Costume designer Rita Riggs, who sewed stuffed crows onto Tippi Hedren’s iconic green dress for Alfred Hitchcock’s The Birds and made sure that Archie Bunker’s single pair of trousers stayed mended through a seven-year stretch of All in the Family, died Monday in Los Angeles. She was 86.
“He had seven white shirts,” Riggs once said about Carroll O’Connor’s All In The Family wardrobe, explaining that the choice of white- over blue-collar reflected Archie’s belief that he was the “class equal” of any American.
Riggs’ credits were extensive, but it was her longstanding collaborations with Hitchcock and Norman Lear that most left a mark on the culture. Whether designing or thrift-store shopping for All in the Family, Sanford & Son, Maude, Good Times, Mary Hartman Mary Hartman, One Day at a Time and The Jeffersons, Riggs’ eye for the telling outfit encapsulated characters and defined eras.
For Hitchcock, with whom she first collaborated on TV’s Alfred Hitchcock Presents!, Riggs worked on Psycho and, with Edith Head, The Birds and Marnie. Her work with Lear and partner Bud Yorkin began with the 1967 feature Divorce American Style and continued through 1971’s Cold Turkey and the classic ’70s sitcoms.

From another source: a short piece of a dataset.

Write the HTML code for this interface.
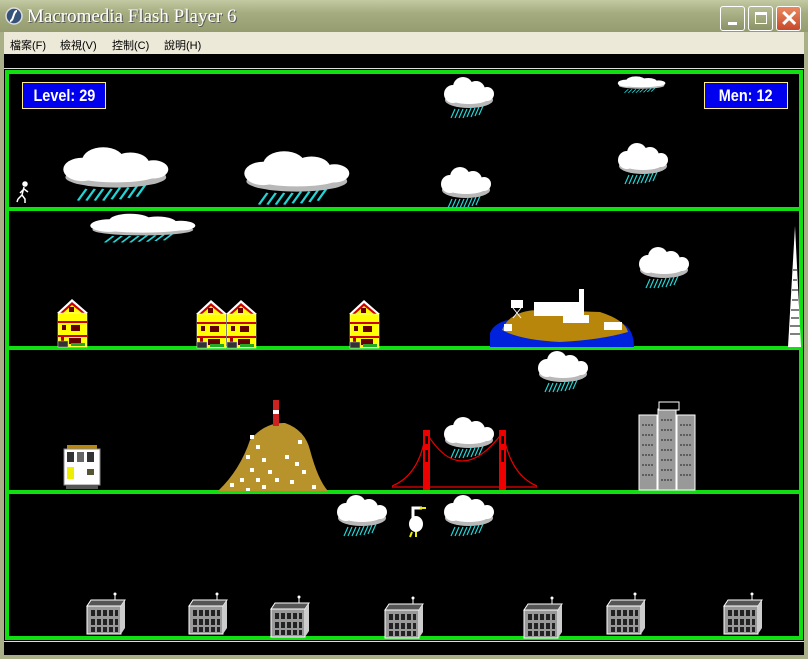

Riggs’ other credits include John Frankenheimer’s Seconds, Richard Lester’s Petulia, Peter Bogdanovich’s Texasville, Jacques Demy’s Model Shop and Richard Brooks’ The Happy Ending, among many more.
Born on September 2, 1930 in Lead Hill, Arkansas, Riggs was hired by CBS in 1954 and soon was working in wardrobe and costumes for, among others, Climax!, Playhouse 90, and Alfred Hitchcock Presents!
She was costumer designer for CBS’ 1999 TV-movie Having Our Say: The Delany Sisters’ First 100 Years, and in 2003 received the Career Achievement Award in Television from the Costume Designers Guild. In 2016, the Costume Designers Guild Legacy Committee awarded her their Career Achievement Award in Film and Television.
A member of the Academy of Motion Picture Arts and Sciences, Riggs was married to the late Charles Sharp.